THE SIXTH SENSE: SECRETS FROM BEYOND series (2000-2001) by David Benjamin
I’m actually working on a full article explaining this very trilogy in greater detail, so I’ll keep this short. But yes, this is a series of chapter books in which Haley Joel Osment’s Cole Sear solves mysteries about ghosts. It covers common kids’ book themes like the challenges of making friends and living with a single parent, only interspersed with graphically detailed descriptions of charred flesh, plane crashes, and long-dead authors weeping over their unread books in the public library. It’s completely bonkers and grotesque, which is why this series is definitely worth digging up.
THE MYSTERIOUS MATTER OF I. M. FINE (2001) by Diane Stanley
Here’s where things get really meta.

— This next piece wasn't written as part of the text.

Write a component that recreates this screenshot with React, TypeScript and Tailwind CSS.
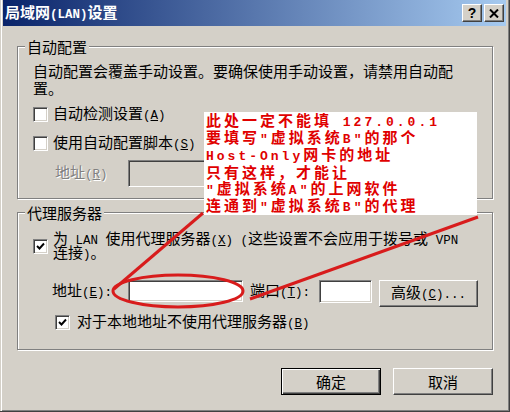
import React from "react";

const M = ({ children, className = "" }: { children: React.ReactNode; className?: string }) => (
  <span className={"font-['Liberation_Mono',monospace] text-[12.5px] " + className}>{children}</span>
);

const Key = ({ k }: { k: string }) => (
  <M>
    (<u>{k}</u>)
  </M>
);

const A = ({ children }: { children: React.ReactNode }) => (
  <span className="font-['Liberation_Mono',monospace] text-[13px] font-bold">{children}</span>
);

function Check({ checked }: { checked?: boolean }) {
  return (
    <span className="w-[15px] h-[15px] shrink-0 border border-t-[#808080] border-l-[#808080] border-b-white border-r-white bg-white shadow-[inset_1px_1px_0_#404040,inset_-1px_-1px_0_#d4d0c8] flex items-center justify-center">
      {checked && (
        <svg width="9" height="9" viewBox="0 0 9 9">
          <path d="M1 4 L3.5 6.5 L8 1.5" stroke="#000" strokeWidth="1.9" fill="none" />
        </svg>
      )}
    </span>
  );
}

function Sunken({ className = "" }: { className?: string }) {
  return (
    <span
      className={
        "block shrink-0 border border-t-[#808080] border-l-[#808080] border-b-white border-r-white shadow-[inset_1px_1px_0_#404040,inset_-1px_-1px_0_#d4d0c8] " +
        className
      }
    />
  );
}

function Btn({ children, className = "", def }: { children: React.ReactNode; className?: string; def?: boolean }) {
  return (
    <div
      className={
        "flex items-center justify-center shrink-0 bg-[#d4d0c8] " +
        (def
          ? "border border-black shadow-[inset_1px_1px_0_#fff,inset_-1px_-1px_0_#404040,inset_-2px_-2px_0_#808080] "
          : "border border-t-white border-l-white border-b-[#404040] border-r-[#404040] shadow-[inset_-1px_-1px_0_#808080] ") +
        className
      }
    >
      {children}
    </div>
  );
}

function Group({ title, className = "", children }: { title: string; className?: string; children: React.ReactNode }) {
  return (
    <div className={"relative border border-[#808080] shadow-[inset_1px_1px_0_#fff,1px_1px_0_#fff] " + className}>
      <span className="absolute -top-[9px] left-[7px] px-[2px] bg-[#d4d0c8] leading-[17px]">{title}</span>
      {children}
    </div>
  );
}

const Line = ({ h, children }: { h: string; children: React.ReactNode }) => (
  <div className={"whitespace-nowrap flex items-center " + h}>
    <span>{children}</span>
  </div>
);

export default function App() {
  return (
    <div className="w-[510px] h-[412px] relative overflow-hidden bg-[#d4d0c8] border-r border-b border-[#404040] shadow-[inset_1px_0_0_#d4d0c8,inset_2px_0_0_#fff,inset_-1px_-1px_0_#808080] flex flex-col px-[3px] font-['Noto_Sans_CJK_SC',sans-serif] text-[15px] leading-[17px] text-black">
      {/* Title bar */}
      <div className="h-[26px] shrink-0 flex items-center bg-[linear-gradient(to_right,#0a246a,#a6caf0)]">
        <span className="ml-[2px] text-white font-bold text-[15px] leading-[18px]">
          局域网<M className="font-bold">(LAN)</M>设置
        </span>
        <div className="ml-auto mr-[2px] flex gap-[2px]">
          <Btn className="w-[20px] h-[18px]">
            <span className="font-['Liberation_Sans',sans-serif] font-bold text-[14px] leading-none">?</span>
          </Btn>
          <Btn className="w-[20px] h-[18px]">
            <svg width="10" height="9" viewBox="0 0 10 9">
              <path d="M1 0.5 L9 8.5 M9 0.5 L1 8.5" stroke="#000" strokeWidth="2" />
            </svg>
          </Btn>
        </div>
      </div>

      {/* Group 1 */}
      <Group title="自动配置" className="ml-[14px] mt-[20px] w-[476px] shrink-0">
        <div className="pl-[15px] pt-[15px] pb-[11px]">
          <Line h="h-[17px]">自动配置会覆盖手动设置。要确保使用手动设置，请禁用自动配</Line>
          <Line h="h-[17px]">置。</Line>
          <div className="mt-[10px] h-[17px] flex items-center gap-[5px]">
            <Check />
            <span className="whitespace-nowrap">
              自动检测设置<Key k="A" />
            </span>
          </div>
          <div className="mt-[12px] h-[17px] flex items-center gap-[5px]">
            <Check />
            <span className="whitespace-nowrap">
              使用自动配置脚本<Key k="S" />
            </span>
          </div>
          <div className="mt-[8px] h-[27px] flex items-center">
            <span className="ml-[22px] w-[73px] whitespace-nowrap text-[#808080] [text-shadow:1px_1px_0_#fff]">
              地址<Key k="R" />
            </span>
            <Sunken className="w-[342px] h-[27px] bg-[#d4d0c8]" />
          </div>
        </div>
      </Group>

      {/* Group 2 */}
      <Group title="代理服务器" className="ml-[14px] mt-[13px] w-[476px] shrink-0">
        <div className="pl-[15px] pt-[19px] pb-[19px]">
          <div className="h-[28px] flex items-center gap-[5px]">
            <Check checked />
            <div>
              <Line h="h-[14px]">
                为<M> LAN </M>使用代理服务器<Key k="X" />
                <M> (</M>这些设置不会应用于拨号或<M> VPN</M>
              </Line>
              <Line h="h-[14px]">
                连接<M>)</M>。
              </Line>
            </div>
          </div>
          <div className="mt-[20px] h-[27px] flex items-start">
            <div className="ml-[19px] w-[76px] h-[22px] flex items-center whitespace-nowrap">
              <span>
                地址<Key k="E" />
                <M>:</M>
              </span>
            </div>
            <Sunken className="w-[115px] h-[22px] bg-white" />
            <div className="ml-[7px] w-[69px] h-[22px] flex items-center whitespace-nowrap">
              <span>
                端口<Key k="T" />
                <M>:</M>
              </span>
            </div>
            <Sunken className="w-[53px] h-[23px] bg-white" />
            <Btn className="ml-[7px] w-[99px] h-[27px]">
              <span className="whitespace-nowrap">
                高级<Key k="C" />
                <M>...</M>
              </span>
            </Btn>
          </div>
          <div className="mt-[8px] ml-[22px] h-[15px] flex items-center gap-[7px]">
            <Check checked />
            <span className="whitespace-nowrap">
              对于本地地址不使用代理服务器<Key k="B" />
            </span>
          </div>
        </div>
      </Group>

      {/* Bottom buttons */}
      <div className="mt-[18px] mr-[13px] flex justify-end gap-[12px] shrink-0">
        <Btn def className="w-[100px] h-[27px]">
          确定
        </Btn>
        <Btn className="w-[100px] h-[27px]">取消</Btn>
      </div>

      {/* Annotation overlay */}
      <div className="absolute left-[204px] top-[112px] w-[273px] h-[103px] bg-white pl-[2px] text-[#e00000] font-bold text-[15px] tracking-[3px] whitespace-nowrap">
        <Line h="h-[17px]">
          此处一定不能填<A> 127.0.0.1</A>
        </Line>
        <Line h="h-[17px]">
          要填写<A>"</A>虚拟系统<A>B"</A>的那个
        </Line>
        <Line h="h-[17px]">
          <A>Host-Only</A>网卡的地址
        </Line>
        <Line h="h-[17px]">只有这样，才能让</Line>
        <Line h="h-[17px]">
          <A>"</A>虚拟系统<A>A"</A>的上网软件
        </Line>
        <Line h="h-[17px]">
          连通到<A>"</A>虚拟系统<A>B"</A>的代理
        </Line>
      </div>

      <svg className="absolute left-0 top-0 pointer-events-none" width="510" height="412" viewBox="0 0 510 412">
        <line x1="203" y1="213" x2="114" y2="289" stroke="#d81c1c" strokeWidth="3" />
        <line x1="478" y1="217" x2="250" y2="299" stroke="#d81c1c" strokeWidth="3" />
        <ellipse cx="178" cy="291" rx="65" ry="16" fill="none" stroke="#d81c1c" strokeWidth="3" />
      </svg>
    </div>
  );
}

This is a kids’ horror book aboutkids’ horror books, obviously very closely based on R. L. Stine’s GOOSEBUMPS series. A young girl notices that a popular horror series is causing local children to react strangely. It starts with a sudden boom in the popularity of gummy worms, but as each new book arrives, the reactions become more and more sinister, even life-threatening. She teams up with a male classmate to track down the author and stop the vicious cycle. If you only check out one entry on this list, make sure it’s this one. I. M. FINE is a creepy-crawly romp that turns childhood fears of the material they’re reading into a reality.
THINGS NOT SEEN (2002) by Andrew Clements
As close as kids’ novels have ever gotten to Kafka-esque body horror, THINGS NOT SEEN is the story of a young man who goes to sleep on a cold, stormy night and wakes up invisible. At first he enjoys playing tricks on his friends and family, but as the reality of his new life sets in, things take a dark, philosophical turn. If the Invisible Man had a son, he’d love this book.
The REMNANTS series (2001-2003) by K.A. Applegate
The follow-up series to Applegate’s immensely popular ANIMORPHS books, REMNANTS follows a group of people awakened from cryosleep on a colony starship only to discover that the ship has malfunctioned, killing the majority of the people onboard. It’s very much a sci-fi story, like a younger take on PASSENGERS, but I still remember its grim, grisly depictions of death. It’s definitely a twisted, detailed account of darkness and violence in the near future that left my young self shuddering.
THE SUPERNATURALIST (2004) by Eoin Colfer
This dystopian novel is another sci-fi inflected piece, following the exploits of a team of teens in a futuristic society who do battle with supernatural, life force-draining entities that they can see only after suffering a near-death experience. It’s a rollicking action tale first and foremost, but it’s chock full of deeply unsettling imagery and a heaping helping of pain and misery.
The GONE series (2008-2013) by Michael Grant
OK, the six-part GONE series is for sure a teen series, as it deals with more complex issues including eating disorders and sexuality, but a great many of its protagonists are kids. In GONE, the seaside town of Perdido Beach is trapped within a dome-shaped force field (this was a year before UNDER THE DOME, mind you) and everyone over the age of 15 has vanished. The kids must try to rebuild society while supernatural forces threaten their lives. Described as “LORD OF THE FLIES meets Stephen King,” GONE challenges teen stereotypes with a no-holds-barred tale of murder, lies, and mutant superpowers. It might sound a little silly, but it’s a heart-pounding, violent, mysterious story that will grip you from page 1.